Elena Manaenkova: “The conclusions are very clear that that was the warmest five-year period on record. We also confirm that the 2015 was the year when the global surface temperature exceeded 1 degree, and it links to the debate during this climate conference and the Paris Agreement targets.”
Meanwhile, many delegates to the U.N. talks are expressing panic over the election of Donald Trump, saying the outcome threatens the future of any international agreement to slow catastrophic climate change. The Republican president-elect has said he will “cancel the Paris climate agreement and stop all payments of U.S. tax dollars to U.N. global warming programs.” Trump has also promised to promote coal power and fracking, and says he will allow for oil and gas drilling on federal lands. He has also promised to ask TransCanada to renew its permit application for the Keystone XL pipeline.
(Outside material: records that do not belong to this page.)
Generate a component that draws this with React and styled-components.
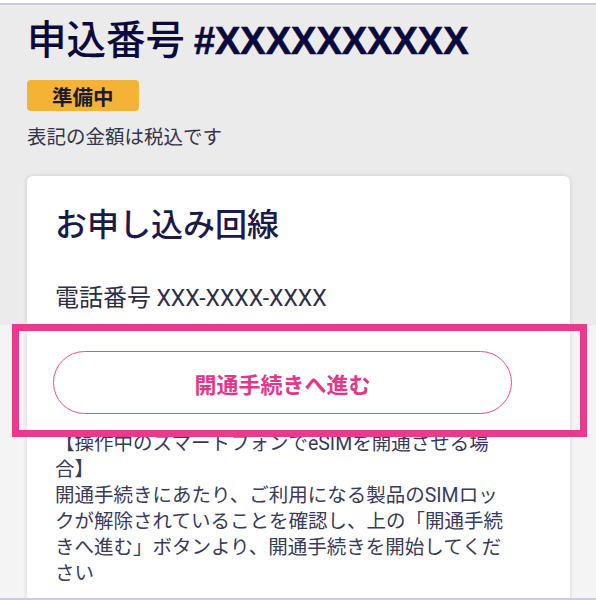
import React from 'react'
import styled, { createGlobalStyle } from 'styled-components'

const GlobalStyle = createGlobalStyle`
  html, body {
    margin: 0;
    background: #ffffff;
  }
  body {
    font-family: "Noto Sans CJK JP", "Noto Sans", sans-serif;
  }
`;

const Frame = styled.div`
  position: relative;
  margin-top: 3px;
  height: 593px;
  overflow: hidden;
  border-top: 2px solid #cbcbd9;
  border-bottom: 2px solid #cbcbd9;
  background: linear-gradient(#ebebeb 0 320px, #f4f4f5 320px);
`;

const Header = styled.div`
  padding: 9px 27px 0;
  display: flex;
  flex-direction: column;
  align-items: flex-start;
`;

const Title = styled.h1`
  margin: 0;
  font-size: 39.5px;
  line-height: 46px;
  font-weight: 500;
  color: #0b0a3d;
  white-space: nowrap;
`;

const Number = styled.span`
  font-family: "Liberation Sans", Arial, sans-serif;
  font-size: 38px;
  font-weight: 700;
  -webkit-text-stroke: 0.6px #0b0a3d;
`;

const Badge = styled.span`
  margin-top: 16px;
  display: inline-flex;
  align-items: center;
  height: 31px;
  padding: 0 25px;
  border-radius: 4px;
  background: #f5b335;
  color: #1b1b2e;
  font-size: 20.5px;
  font-weight: 700;
`;

const Note = styled.p`
  margin: 11px 0 0;
  font-size: 19.5px;
  line-height: 27px;
  color: #34344a;
`;

const Card = styled.section`
  margin: 27px 26px 0 27px;
  padding: 25px 28px 40px;
  background: #ffffff;
  border-radius: 6px;
  box-shadow: 0 0 4px rgba(40, 40, 80, 0.16);
`;

const CardTitle = styled.h2`
  margin: 0;
  font-size: 32px;
  line-height: 42px;
  font-weight: 500;
  color: #1b1a48;
`;

const Phone = styled.p`
  margin: 37px 0 0;
  font-size: 24px;
  line-height: 31px;
  color: #2e2e48;
  font-family: "Noto Sans CJK JP", sans-serif;
`;

const Digits = styled.span`
  font-family: Roboto, sans-serif;
  font-size: 23px;
`;

const ActionButton = styled.button`
  margin: 37px 0 0 -2px;
  width: 459px;
  height: 63px;
  border-radius: 32px;
  border: 1.5px solid #ec4a96;
  background: #ffffff;
  color: #e4378a;
  font-family: "Noto Sans CJK JP", sans-serif;
  font-size: 22px;
  font-weight: 700;
  cursor: pointer;
`;

const Body = styled.p`
  margin: 17px 0 0;
  max-width: 460px;
  font-size: 19.5px;
  line-height: 26px;
  color: #3a3a5a;
  font-family: Roboto, "Noto Sans CJK JP", sans-serif;
`;

const Highlight = styled.div`
  position: absolute;
  left: 12px;
  top: 319px;
  width: 575px;
  height: 113px;
  box-sizing: border-box;
  border: 7px solid #ea3a8e;
  pointer-events: none;
`;

export default function App() {
  return (
    <>
      <GlobalStyle />
      <Frame>
        <Header>
          <Title>申込番号 <Number>#XXXXXXXXXX</Number></Title>
          <Badge>準備中</Badge>
          <Note>表記の金額は税込です</Note>
        </Header>

        <Card>
          <CardTitle>お申し込み回線</CardTitle>
          <Phone>電話番号 <Digits>XXX-XXXX-XXXX</Digits></Phone>
          <ActionButton>開通手続きへ進む</ActionButton>
          <Body>
            【操作中のスマートフォンでeSIMを開通させる場合】
            <br />
            開通手続きにあたり、ご利用になる製品のSIMロックが解除されていることを確認し、上の「開通手続きへ進む」ボタンより、開通手続きを開始してください
          </Body>
        </Card>

        <Highlight />
      </Frame>
    </>
  )
}
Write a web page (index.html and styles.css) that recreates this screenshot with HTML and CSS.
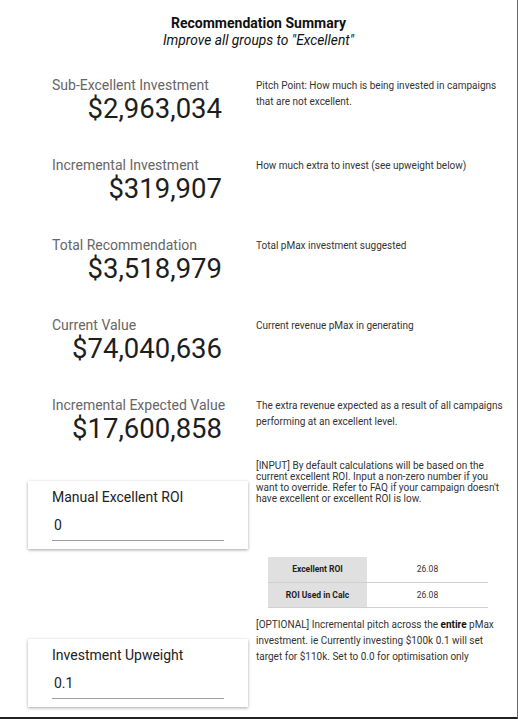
FILE: index.html
```html
<!DOCTYPE html>
<html>
<head>
<meta charset="utf-8">
<link rel="stylesheet" href="styles.css">
</head>
<body>
<div class="page">
  <header class="head">
    <div class="title">Recommendation Summary</div>
    <div class="subtitle">Improve all groups to "Excellent"</div>
  </header>

  <section class="metrics">
    <div class="metric">
      <div class="figure">
        <div class="label">Sub-Excellent Investment</div>
        <div class="value">$2,963,034</div>
      </div>
      <p class="desc">Pitch Point: How much is being invested in campaigns that are not excellent.</p>
    </div>
    <div class="metric">
      <div class="figure">
        <div class="label">Incremental Investment</div>
        <div class="value">$319,907</div>
      </div>
      <p class="desc">How much extra to invest (see upweight below)</p>
    </div>
    <div class="metric">
      <div class="figure">
        <div class="label">Total Recommendation</div>
        <div class="value">$3,518,979</div>
      </div>
      <p class="desc">Total pMax investment suggested</p>
    </div>
    <div class="metric">
      <div class="figure">
        <div class="label">Current Value</div>
        <div class="value">$74,040,636</div>
      </div>
      <p class="desc">Current revenue pMax in generating</p>
    </div>
    <div class="metric">
      <div class="figure">
        <div class="label">Incremental Expected Value</div>
        <div class="value">$17,600,858</div>
      </div>
      <p class="desc">The extra revenue expected as a result of all campaigns performing at an excellent level.</p>
    </div>
  </section>

  <section class="inputs">
    <div class="card card-roi">
      <div class="card-label">Manual Excellent ROI</div>
      <div class="field">0</div>
    </div>
    <p class="note note-tight">[INPUT] By default calculations will be based on the current excellent ROI. Input a non-zero number if you want to override. Refer to FAQ if your campaign doesn't have excellent or excellent ROI is low.</p>

    <div class="spacer"></div>
    <table class="roi-table">
      <tr><th>Excellent ROI</th><td>26.08</td></tr>
      <tr><th>ROI Used in Calc</th><td>26.08</td></tr>
    </table>

    <div class="card card-up">
      <div class="card-label">Investment Upweight</div>
      <div class="field">0.1</div>
    </div>
    <p class="note note-loose">[OPTIONAL] Incremental pitch across the <b>entire</b> pMax investment. ie Currently investing $100k 0.1 will set target for $110k. Set to 0.0 for optimisation only</p>
  </section>
</div>
</body>
</html>
```

FILE: styles.css
```css
* { box-sizing: border-box; }
html, body { margin: 0; padding: 0; background: #fff; }
body { font-family: Roboto, "Liberation Sans", sans-serif; color: #222; }

.page {
  width: 518px;
  height: 719px;
  border-right: 1px solid #666;
  border-bottom: 2px solid #222;
  overflow: hidden;
}

.head {
  text-align: center;
  padding-top: 15px;
  color: #111;
}
.title { font-size: 14px; font-weight: 700; line-height: 17px; }
.subtitle { font-size: 13.8px; font-style: italic; line-height: 17px; }

.metrics { margin-top: 28px; }
.metric {
  display: grid;
  grid-template-columns: 172px 1fr;
  column-gap: 32px;
  padding-left: 52px;
  padding-right: 12px;
  height: 80px;
}
.figure { display: flex; flex-direction: column; }
.label {
  font-size: 14px;
  line-height: 16px;
  color: #666;
  white-space: nowrap;
}
.value {
  margin-top: 1px;
  font-size: 27.5px;
  font-weight: 400;
  line-height: 30px;
  color: #1e1e1e;
  text-align: right;
  white-space: nowrap;
  margin-right: 2px;
}
.desc {
  margin: 1px 0 0;
  font-size: 10px;
  line-height: 15.5px;
  color: #333;
}

.inputs {
  display: grid;
  grid-template-columns: 220px 1fr;
  column-gap: 8px;
  padding-left: 28px;
  padding-right: 12px;
  margin-top: -17px;
}

.card {
  background: #fff;
  box-shadow: 0 1px 3px rgba(0,0,0,0.35);
  padding: 8px 24px 0;
  height: 68px;
}
.card-roi { margin-top: 21px; }
.card-up { margin-top: 31px; }
.card-label {
  font-size: 14px;
  line-height: 16px;
  color: #222;
}
.field {
  margin-top: 12px;
  font-size: 14px;
  line-height: 16px;
  color: #222;
  padding-left: 2px;
  padding-bottom: 7px;
  border-bottom: 1px solid #9e9e9e;
}

.note { margin: 0; font-size: 10px; color: #333; }
.note b { color: #111; }
.note-tight { line-height: 11px; }
.note-loose { line-height: 16px; margin-top: 9px; }

.roi-table {
  margin: 8px 0 0 12px;
  width: 220px;
  border-collapse: collapse;
  font-size: 8.5px;
  line-height: 10px;
}
.roi-table th {
  width: 99px;
  background: #e0e0e0;
  font-weight: 700;
  color: #222;
  height: 25px;
  padding: 0;
  border-bottom: 1px solid #d0d0d0;
}
.roi-table td {
  text-align: center;
  color: #333;
  height: 25px;
  padding: 0;
  border-bottom: 1px solid #d0d0d0;
}
```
India’s Supreme Court has ordered the federal government to come up with a plan to combat toxic air pollution so thick that it’s being described as “beyond measurable limits.” The government has 48 hours to respond. A recent UNICEF report found 600,000 children under five die of air pollution every year, with about a third of the world’s at-risk children living in northern India and surrounding countries.
In North Dakota, the company building the Dakota Access pipeline says it is preparing to drill beneath Lake Oahe on the Missouri River within two weeks, even though the U.S. Army Corps of Engineers has not granted a permit. The announcement shocked and infuriated opponents of the $3.8 billion pipeline, which has faced months of resistance from the Standing Rock Sioux Tribe along with representatives of over 200 other indigenous tribes and non-Native allies. Opponents, who call themselves “water protectors,” say they were promised by an Army Corps of Engineers official that the Dakota Access pipeline would be delayed by at least 30 days, should the Obama administration agree to a permit. But pipeline builder Energy Transfer Partners said Tuesday the Army Corps was mistaken when it said the company had agreed to slow construction. The announcement came one week after President Obama said the Army Corps was looking at a possible “reroute” of the pipeline.
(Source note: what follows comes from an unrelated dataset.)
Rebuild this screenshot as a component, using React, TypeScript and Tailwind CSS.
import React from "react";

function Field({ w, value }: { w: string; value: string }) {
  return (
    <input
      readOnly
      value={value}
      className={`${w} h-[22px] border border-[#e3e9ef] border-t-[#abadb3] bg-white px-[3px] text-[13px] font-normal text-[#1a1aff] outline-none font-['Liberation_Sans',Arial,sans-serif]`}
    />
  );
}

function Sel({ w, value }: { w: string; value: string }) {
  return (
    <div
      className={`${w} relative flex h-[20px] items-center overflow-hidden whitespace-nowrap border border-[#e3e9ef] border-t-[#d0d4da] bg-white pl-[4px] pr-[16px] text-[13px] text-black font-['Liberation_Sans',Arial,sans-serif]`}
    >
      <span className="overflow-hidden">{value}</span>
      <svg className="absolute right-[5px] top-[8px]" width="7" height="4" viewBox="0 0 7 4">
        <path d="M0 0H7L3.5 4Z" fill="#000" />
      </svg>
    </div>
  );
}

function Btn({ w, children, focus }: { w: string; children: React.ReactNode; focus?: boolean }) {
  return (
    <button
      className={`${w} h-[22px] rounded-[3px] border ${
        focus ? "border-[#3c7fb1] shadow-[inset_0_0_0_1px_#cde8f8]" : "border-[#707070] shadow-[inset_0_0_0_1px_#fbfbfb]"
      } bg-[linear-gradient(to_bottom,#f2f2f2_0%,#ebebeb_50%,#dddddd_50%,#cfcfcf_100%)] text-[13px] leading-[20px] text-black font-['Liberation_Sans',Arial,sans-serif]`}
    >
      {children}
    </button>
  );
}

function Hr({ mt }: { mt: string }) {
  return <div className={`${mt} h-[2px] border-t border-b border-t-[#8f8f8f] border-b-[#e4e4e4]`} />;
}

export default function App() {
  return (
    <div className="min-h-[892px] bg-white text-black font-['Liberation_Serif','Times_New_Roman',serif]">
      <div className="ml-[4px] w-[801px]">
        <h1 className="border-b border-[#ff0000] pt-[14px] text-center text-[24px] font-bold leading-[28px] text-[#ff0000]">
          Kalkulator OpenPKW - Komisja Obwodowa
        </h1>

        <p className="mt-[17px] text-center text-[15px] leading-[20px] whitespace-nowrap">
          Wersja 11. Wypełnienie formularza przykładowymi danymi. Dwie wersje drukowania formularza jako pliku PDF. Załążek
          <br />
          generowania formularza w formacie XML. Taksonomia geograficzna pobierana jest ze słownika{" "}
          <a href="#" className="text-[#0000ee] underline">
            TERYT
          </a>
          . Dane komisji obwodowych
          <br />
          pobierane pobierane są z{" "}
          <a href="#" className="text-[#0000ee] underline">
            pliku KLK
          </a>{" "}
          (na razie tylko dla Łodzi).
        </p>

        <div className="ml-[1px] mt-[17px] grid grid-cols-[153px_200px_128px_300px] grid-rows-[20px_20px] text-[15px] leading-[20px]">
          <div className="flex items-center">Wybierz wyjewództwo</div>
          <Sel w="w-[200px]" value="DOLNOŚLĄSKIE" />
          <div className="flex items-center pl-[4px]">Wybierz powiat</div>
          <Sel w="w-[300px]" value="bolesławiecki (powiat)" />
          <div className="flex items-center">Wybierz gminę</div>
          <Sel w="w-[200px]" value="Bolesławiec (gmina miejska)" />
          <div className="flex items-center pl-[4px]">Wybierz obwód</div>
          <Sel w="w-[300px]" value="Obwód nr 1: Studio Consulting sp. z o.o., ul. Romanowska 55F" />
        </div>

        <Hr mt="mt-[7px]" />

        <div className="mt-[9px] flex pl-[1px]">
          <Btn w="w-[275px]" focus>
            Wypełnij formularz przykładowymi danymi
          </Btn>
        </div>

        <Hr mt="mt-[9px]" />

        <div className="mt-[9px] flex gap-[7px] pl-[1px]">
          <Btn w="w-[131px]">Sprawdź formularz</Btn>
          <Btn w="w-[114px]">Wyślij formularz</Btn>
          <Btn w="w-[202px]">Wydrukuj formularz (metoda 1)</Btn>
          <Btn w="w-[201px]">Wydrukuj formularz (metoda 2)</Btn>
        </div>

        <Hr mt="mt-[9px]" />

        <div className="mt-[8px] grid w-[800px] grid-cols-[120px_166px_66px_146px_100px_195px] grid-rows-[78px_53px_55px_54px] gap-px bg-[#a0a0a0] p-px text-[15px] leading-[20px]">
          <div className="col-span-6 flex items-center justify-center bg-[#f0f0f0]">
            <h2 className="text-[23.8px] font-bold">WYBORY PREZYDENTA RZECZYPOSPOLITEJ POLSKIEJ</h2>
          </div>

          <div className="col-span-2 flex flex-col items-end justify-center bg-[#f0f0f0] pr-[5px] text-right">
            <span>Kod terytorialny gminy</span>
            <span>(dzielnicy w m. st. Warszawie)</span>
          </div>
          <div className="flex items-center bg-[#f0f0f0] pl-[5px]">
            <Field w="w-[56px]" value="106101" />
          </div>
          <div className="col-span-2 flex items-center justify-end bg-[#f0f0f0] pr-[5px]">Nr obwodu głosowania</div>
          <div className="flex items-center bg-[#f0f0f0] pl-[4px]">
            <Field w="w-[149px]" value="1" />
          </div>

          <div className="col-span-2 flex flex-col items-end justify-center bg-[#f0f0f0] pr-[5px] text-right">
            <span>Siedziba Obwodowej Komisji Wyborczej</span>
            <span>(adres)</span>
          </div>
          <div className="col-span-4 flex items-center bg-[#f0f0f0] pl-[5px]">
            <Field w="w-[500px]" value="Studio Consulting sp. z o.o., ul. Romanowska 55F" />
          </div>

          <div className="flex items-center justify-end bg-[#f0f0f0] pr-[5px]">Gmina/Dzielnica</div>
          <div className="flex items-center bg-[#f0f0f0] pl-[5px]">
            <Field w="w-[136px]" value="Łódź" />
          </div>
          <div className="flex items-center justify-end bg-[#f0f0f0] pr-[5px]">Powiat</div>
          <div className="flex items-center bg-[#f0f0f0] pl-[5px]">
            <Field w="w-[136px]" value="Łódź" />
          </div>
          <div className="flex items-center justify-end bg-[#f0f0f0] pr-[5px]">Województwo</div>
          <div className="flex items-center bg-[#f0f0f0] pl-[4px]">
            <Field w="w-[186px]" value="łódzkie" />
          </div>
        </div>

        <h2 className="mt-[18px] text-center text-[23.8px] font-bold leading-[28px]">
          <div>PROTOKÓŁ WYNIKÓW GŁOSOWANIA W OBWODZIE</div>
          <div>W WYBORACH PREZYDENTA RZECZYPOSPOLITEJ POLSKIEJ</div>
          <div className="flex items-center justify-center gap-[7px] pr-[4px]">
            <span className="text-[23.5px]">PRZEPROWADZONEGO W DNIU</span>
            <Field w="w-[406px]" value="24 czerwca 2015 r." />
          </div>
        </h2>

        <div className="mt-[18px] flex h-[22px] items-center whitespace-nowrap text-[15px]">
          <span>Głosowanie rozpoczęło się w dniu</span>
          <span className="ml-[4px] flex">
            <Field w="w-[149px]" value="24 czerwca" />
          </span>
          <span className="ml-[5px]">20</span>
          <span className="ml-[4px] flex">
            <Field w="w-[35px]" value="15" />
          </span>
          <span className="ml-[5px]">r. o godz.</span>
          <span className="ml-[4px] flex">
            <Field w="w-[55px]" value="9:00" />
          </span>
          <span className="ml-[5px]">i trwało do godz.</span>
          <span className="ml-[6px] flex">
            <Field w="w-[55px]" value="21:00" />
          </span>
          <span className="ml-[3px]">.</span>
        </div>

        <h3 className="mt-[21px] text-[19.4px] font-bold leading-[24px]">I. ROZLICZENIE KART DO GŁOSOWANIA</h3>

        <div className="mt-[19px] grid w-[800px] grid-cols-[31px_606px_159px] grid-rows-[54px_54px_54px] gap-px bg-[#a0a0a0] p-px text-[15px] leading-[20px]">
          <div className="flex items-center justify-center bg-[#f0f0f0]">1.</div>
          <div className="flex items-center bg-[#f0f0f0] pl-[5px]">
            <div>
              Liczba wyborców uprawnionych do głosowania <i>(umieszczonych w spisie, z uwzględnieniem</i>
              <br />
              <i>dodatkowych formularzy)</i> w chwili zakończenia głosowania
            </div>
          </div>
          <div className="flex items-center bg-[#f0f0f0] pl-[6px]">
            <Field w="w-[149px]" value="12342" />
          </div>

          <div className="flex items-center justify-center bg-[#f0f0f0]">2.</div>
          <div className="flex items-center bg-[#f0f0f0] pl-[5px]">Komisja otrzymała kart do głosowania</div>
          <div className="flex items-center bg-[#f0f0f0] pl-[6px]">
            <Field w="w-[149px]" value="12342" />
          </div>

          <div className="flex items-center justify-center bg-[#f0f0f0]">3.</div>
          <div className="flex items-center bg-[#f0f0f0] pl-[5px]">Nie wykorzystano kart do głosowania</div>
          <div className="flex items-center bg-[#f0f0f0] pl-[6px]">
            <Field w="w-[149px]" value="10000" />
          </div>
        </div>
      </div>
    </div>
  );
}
And in Puerto Rico, activists took to the streets for an Election Day protest against a federally appointed oversight control board with sweeping powers to run Puerto Rico’s economy. Jocelyn Velázquez of the Promises Are Over movement helped organize the protest.
Jocelyn Velázquez: “Today we celebrate the elections in Puerto Rico, and it is a futile exercise, because there is an oversight control board imposed by the United States government that is going to take the transcendental decisions about our future. It was indispensable not only to take this demand to the national level, but take it to the international level, too. In Puerto Rico, there is no democracy and no participation. The electoral exercise is simply a pantomime of what a democracy is.”
On Tuesday, Puerto Ricans elected Ricardo Rosselló of the New Progressive Party as governor. Rosselló is a conservative who strongly favors U.S. statehood for Puerto Rico.